A lot of the things they are saying have been established haven’t. They are not as important as this paper will claim!
So David would be a good reviewer. I’d just get too stroppy with them, as Roger never listens to anything said to him.
David is David Parker Met Office Hadley Centre FitzRoy Road EXETER EX1 3PB UK E-mail: REDACTED Tel:REDACTED6649 Fax:REDACTED5681 http:www.metoffice.gov.uk
Don’t tell David I suggested him!
Tom Peterson would be another good reviewer, but I can see there is at least one person from NCDC on the list. Another would be Kevin Trenberth, but again there is someone from NCAR in the author list.
Note inserted here. I did not know what “stroppy” means and others might not as well. It means “easily offended or annoyed; ill-tempered or belligerent”.
At 13:22 18/02/2009, you wrote:
Thanks for your suggestions. You confirm some of my concerns about this submission.I hope that we can cross paths again before I really retire. Best
Phil Jones wrote:
Glad to hear you have concerns about the paper! A lot of the issues relate to the NCEP/NCAR Reanalyses producing temperature trends that are less than in the HadCRUT3/NCDC/GISS surface temperatures from the late 1950s. There is a paper by Kalnay and Cai (2003) that claims these differences result from Land-use/Land-cover effects – which is total rubbish. Once the Reanalyses (ERA-40 as well) get better after the satellite data start coming in all the differences disappear.
Attached is a nice paper on all this with ERA-40.
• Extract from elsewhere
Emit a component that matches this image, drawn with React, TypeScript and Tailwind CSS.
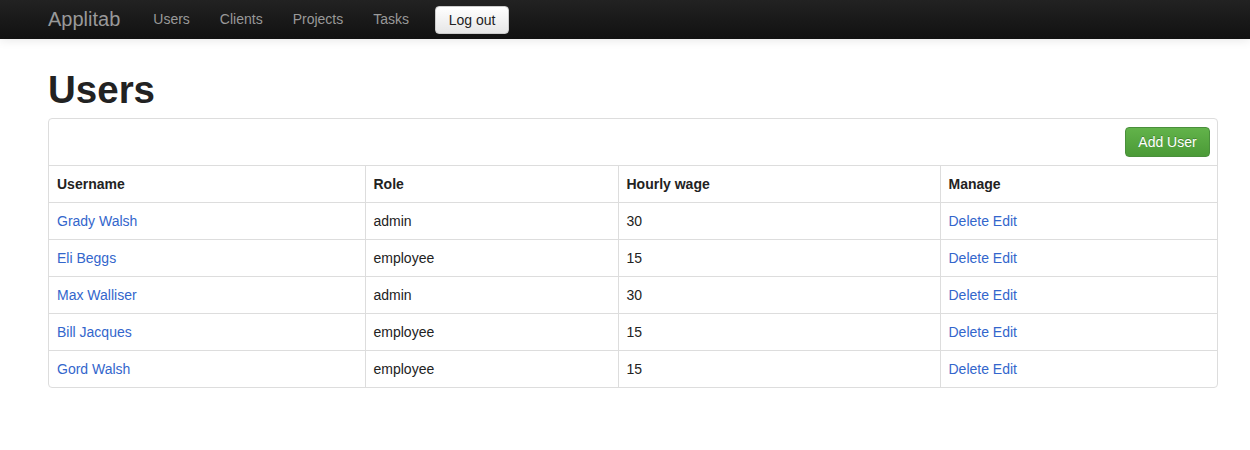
import React from 'react';

const users = [
  { name: 'Grady Walsh', role: 'admin', wage: 30 },
  { name: 'Eli Beggs', role: 'employee', wage: 15 },
  { name: 'Max Walliser', role: 'admin', wage: 30 },
  { name: 'Bill Jacques', role: 'employee', wage: 15 },
  { name: 'Gord Walsh', role: 'employee', wage: 15 },
];

export default function App() {
  return (
    <div className="min-h-[450px] bg-white text-[14px] leading-5 text-[#333]" style={{ fontFamily: '"Liberation Sans", Arial, sans-serif' }}>
      {/* Navbar */}
      <div className="h-[39px] bg-gradient-to-b from-[#222] to-[#111] shadow-[0_1px_10px_rgba(0,0,0,0.1)]">
        <div className="ml-[48px] flex h-full items-center">
          <a className="pr-[18px] text-[20px] leading-[39px] text-[#999]">Applitab</a>
          <a className="px-[15px] leading-[39px] text-[#999]">Users</a>
          <a className="px-[15px] leading-[39px] text-[#999]">Clients</a>
          <a className="px-[15px] leading-[39px] text-[#999]">Projects</a>
          <a className="px-[15px] leading-[39px] text-[#999]">Tasks</a>
          <button className="ml-[11px] h-[28px] w-[74px] rounded-[4px] border border-[#ccc] bg-gradient-to-b from-white to-[#e6e6e6] text-[14px] text-[#222]">
            Log out
          </button>
        </div>
      </div>

      <div className="ml-[48px] w-[1170px] pt-[31px]">
        <h1 className="mb-[8px] text-[38.5px] font-bold leading-10 text-[#222]">Users</h1>

        <div className="overflow-hidden rounded-[4px] border border-[#ddd]">
          <div className="flex h-[46px] items-center justify-end pr-[7px]">
            <button className="h-[30px] w-[85px] rounded-[4px] border border-[#4a8f3c] bg-gradient-to-b from-[#62b34a] to-[#4b9a37] text-[14px] text-white [text-shadow:0_-1px_0_rgba(0,0,0,0.25)]">
              Add User
            </button>
          </div>
          <table className="w-full border-collapse">
            <thead>
              <tr className="border-t border-[#ddd]">
                <th className="w-[316px] px-[8px] py-[8px] text-left font-bold text-[#222]">Username</th>
                <th className="w-[253px] border-l border-[#ddd] px-[8px] py-[8px] text-left font-bold text-[#222]">Role</th>
                <th className="w-[322px] border-l border-[#ddd] px-[8px] py-[8px] text-left font-bold text-[#222]">Hourly wage</th>
                <th className="border-l border-[#ddd] px-[8px] py-[8px] text-left font-bold text-[#222]">Manage</th>
              </tr>
            </thead>
            <tbody>
              {users.map(u => (
                <tr key={u.name} className="border-t border-[#ddd]">
                  <td className="px-[8px] py-[8px] text-[#3366cc]">{u.name}</td>
                  <td className="border-l border-[#ddd] px-[8px] py-[8px] text-[#222]">{u.role}</td>
                  <td className="border-l border-[#ddd] px-[8px] py-[8px] text-[#222]">{u.wage}</td>
                  <td className="border-l border-[#ddd] px-[8px] py-[8px] text-[#3366cc]">
                    <a>Delete</a> <a>Edit</a>
                  </td>
                </tr>
              ))}
            </tbody>
          </table>
        </div>
      </div>
    </div>
  );
}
It would be nice to meet up again – are you back in the DC area? If you are I should tell you when I’m next in the area. I’m assuming you’re not planning a holiday in the UK at any time!
My Comment: I am inserting a side note here. The ERA-40 analyses that Phil refers to was subsequently shown to have major problems, as was discussed in the post
The e-mails continue
2009 08:51:20 -0500
from: Chet Ropelewski
subject: Re: Request for a review
to: Phil Jones <REDACTED>
Thanks for the informal comments and reprint. They will be useful for the review. I fear this submission is going to be a struggle.
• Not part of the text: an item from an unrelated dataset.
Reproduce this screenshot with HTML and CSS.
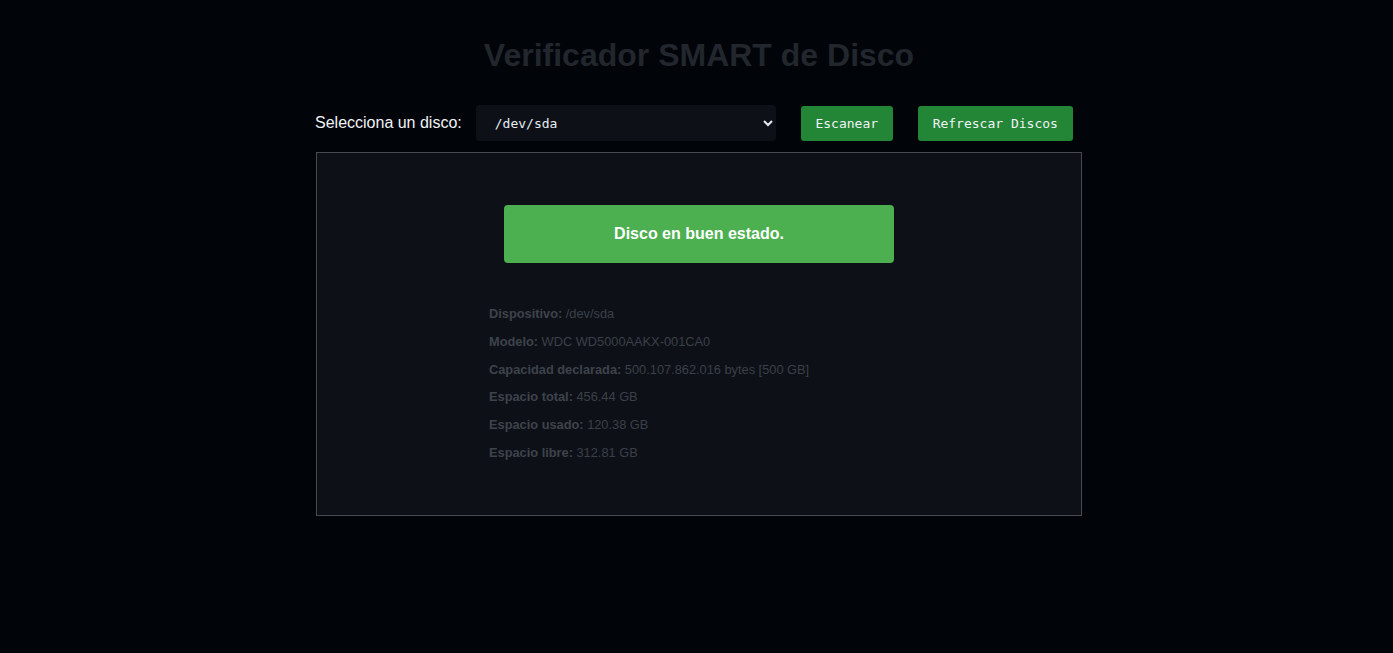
FILE: index.html
```html
<!DOCTYPE html>
<html lang="es">
<head>
<meta charset="utf-8">
<title>Verificador SMART de Disco</title>
<link rel="stylesheet" href="styles.css">
</head>
<body>
<main class="app">
  <h1 class="title">Verificador SMART de Disco</h1>
  <div class="controls">
    <label class="label" for="disk">Selecciona un disco:</label>
    <select id="disk" class="select">
      <option>/dev/sda</option>
    </select>
    <button class="btn btn-scan">Escanear</button>
    <button class="btn btn-refresh">Refrescar Discos</button>
  </div>
  <section class="panel">
    <div class="inner">
      <div class="status">Disco en buen estado.</div>
      <div class="info">
        <p class="row"><b>Dispositivo:</b> /dev/sda</p>
        <p class="row"><b>Modelo:</b> WDC WD5000AAKX-001CA0</p>
        <p class="row"><b>Capacidad declarada:</b> 500.107.862.016 bytes [500 GB]</p>
        <p class="row"><b>Espacio total:</b> 456.44 GB</p>
        <p class="row"><b>Espacio usado:</b> 120.38 GB</p>
        <p class="row"><b>Espacio libre:</b> 312.81 GB</p>
      </div>
    </div>
  </section>
</main>
</body>
</html>
```

FILE: styles.css
```css
html, body {
  margin: 0;
  padding: 0;
  background: #010409;
  font-family: "Liberation Sans", Arial, sans-serif;
}
body {
  padding-left: 5px;
}
.app {
  width: 766px;
  margin: 0 auto;
  padding-top: 37px;
}
.title {
  margin: 0;
  text-align: center;
  font-size: 32px;
  line-height: 37px;
  font-weight: bold;
  color: #22262d;
}
.controls {
  display: flex;
  align-items: center;
  margin-top: 31px;
  margin-left: -1px;
  height: 36px;
}
.label {
  color: #f0f3f6;
  font-size: 16px;
  margin-right: 14px;
}
.select {
  width: 300px;
  height: 36px;
  background: #0d1117;
  color: #e6edf3;
  border: none;
  border-radius: 4px;
  padding: 0 6px 0 15px;
  font-family: "DejaVu Sans Mono", monospace;
  font-size: 13px;
  margin-right: 25px;
}
.btn {
  height: 35px;
  margin-top: 1px;
  background: #238636;
  color: #f0f3f6;
  border: none;
  border-radius: 3px;
  font-family: "DejaVu Sans Mono", monospace;
  font-size: 13px;
  padding: 0;
  white-space: nowrap;
  text-align: center;
}
.btn-scan {
  width: 92px;
  margin-right: 25px;
}
.btn-refresh {
  width: 155px;
}
.panel {
  margin-top: 11px;
  height: 364px;
  box-sizing: border-box;
  border: 1px solid #464b53;
  background: #0d1017;
  padding-top: 52px;
}
.inner {
  width: 420px;
  margin: 0 auto;
}
.status {
  margin: 0 15px;
  height: 58px;
  border-radius: 4px;
  background: #4caf50;
  color: #ffffff;
  font-weight: bold;
  font-size: 16px;
  display: flex;
  align-items: center;
  justify-content: center;
}
.info {
  margin-top: 37px;
}
.row {
  margin: 0;
  font-size: 12.8px;
  line-height: 27.8px;
  color: #3b4048;
}
.row b {
  color: #3e434b;
}
```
Yes, I’m in the DC area again. My office is in Silver Spring. Give me a head’s up the next time you expect to be in the area. I planning to go to a reduced work schedule (3-days a week) early next year and expect to keep a hand in the game for a couple of years.
Our paper was published but implications from our meeting summary were required to be diluted. In our original submission we had a conclusion that read
The monitoring of existing climate metrics also needs to be significantly improved, as is discussed in our article. With respect to surface air temperatures, for example, there needs to be an improved quantification of the biases and uncertainties in multi-decadal temperature trends, which remain inadequately evaluated in assessment reports such as CCSP (2006). We also recommend that an independent agency (such as the NSF) with scientists involved that are without a vested interest in the data, evaluate the robustness of these temperature trend estimates. In other words, this helps to overcome any concern regarding the same agencies that collect and analyze the data, also report on the accuracy of the data in climate assessment reports.
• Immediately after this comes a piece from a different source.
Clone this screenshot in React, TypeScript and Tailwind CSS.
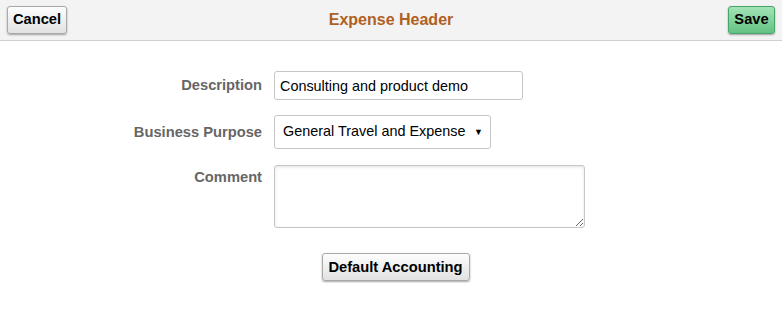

However, in the letter from Chet regarding his decision, he wrote
Finally, the last paragraph is not acceptable for publication in BAMS as it stands. A minor point is that this paragraph refers to this Essay as an ‘article” which is a very different kind of BAMS publication. More importantly, the last two sentences un-necessarily imply that the scientists who have the responsibility for monitoring the climate are somehow “cooking the data”. This kind of statement doesn’t belong in a professional journal. I have no objection if you wish to suggest that an independent agency evaluates the “robustness” of the trend but do it in a way that doesn’t cast aspersions on our colleagues.
Thus, while our paper was accepted, we had to modify the letter with respect to the need to have an independent assessment of the quality of the surface temperature trend analyses. We never implied that they “cooked” their data.
Our last paragraph in our paper became
The monitoring of existing climate metrics also needs to be significantly improved, as is discussed in our essay. With respect to surface air temperatures, for example, there needs to be an improved quantification of the biases and uncertainties in multidecadal temperature trends, which remain inadequately evaluated in assessment reports such as from the Climate Change Science Program (CCSP 2006). We also recommend that independent committees (perhaps sponsored by the National Science Foundation) conduct these assessments.
This-mail exchange shows how much of an “old boys” network, the review process is.